Perhaps I should instead fall asleep imagining a bucket-list check-off of shooting Prague’s St. Charles Bridge in early autumn morning fog as steam rises from the river below, hatching a plan for eggs in some underground cellar joint for breakfast as warmth returns to my chilled photographer’s fingers?

Tonight, it’ll likely be dreaming of dining on Croatia’s Pag Island, drinking local wine to accompany the famous island cheese made from the milk of sheep who spend their lives roaming seaside cliffs eating salt-dusted wild herbs daily.

I’ll do all of these things, and many more. Someday.
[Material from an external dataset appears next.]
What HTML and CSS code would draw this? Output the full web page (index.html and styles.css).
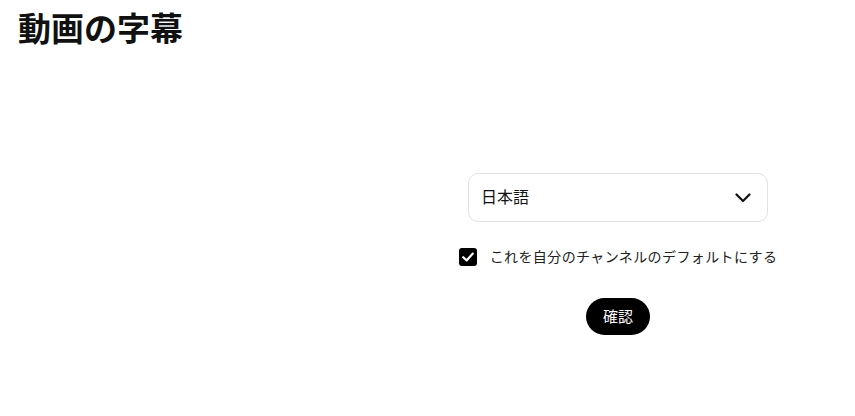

One day in the next six years, I will.

My dreams, they’re not outlandish. No five-star hotels or crazy excess. Not my style, never has been. My dreams are like people I favour — a good way to spend a little time. Filled with intrigue and wonder, appreciation and simplicity, lively and fun. That’s how I roll.

The salty-herbs-eating sheep of Pag Island, Croatia, shot by Dimitrij Mlekuz on Flickr.

The salty-herbs-eating sheep of Pag Island, Croatia, shot by Dimitrij Mlekuz on Flickr.

You Gotta Ask Yourself One Question…

Waiting for these times ahead, so hard. Especially knowing I can do this lifestyle less than I pay now. I can improve my quality of life while living my dream, and yet it’s on ice ten more months. The idea of the wait is killing me already. I’m not sure I’ll last that long.

Just weeks ago I asked myself: Can I be this person? Am I cut out to spend five years abroad? Am I willing to just up and sell my belongings to do this? Have I got the guts?

At that time, I had to convince myself. The part that said I can wasn’t as loud as the part that scoffed at the notion.

Now, it’s not about if I can do it — it’s that I have to do it. I have to take this chance. I need to sell everything. I need to get the fuck out, live the dream. I need to know I tried. And one country isn’t enough. Five countries isn’t enough. Five years, that may be enough.

The hills are alive with wine and cheese. Tuscany, photographed by Konrad Jagodziński on Flickr.

The hills are alive with wine and cheese. Tuscany, photographed by Konrad Jagodziński on Flickr.

The Little Traveller Who Could

When I took this apartment, I increased my monthly rent by 25% in one jump. It was a risk. Only a year before, I sold my bike just to buy groceries. Could I hack the increased expenditure? Was I capable of working that hard, seeking out opportunity? Could I up my game? Could I commit?

I decided I could. Sure, I doubted myself and had a lot of fear, but I decided I wanted to make it work. So I would do just that.

I’ve done better than I hoped. I’ve really led the good life in this apartment. My standard of living is better, my dreams are bigger, my confidence higher, my focus sharper. A year ago, I didn’t have the guts to tell folks about this travel dream of mine. Now I can’t shut the hell up.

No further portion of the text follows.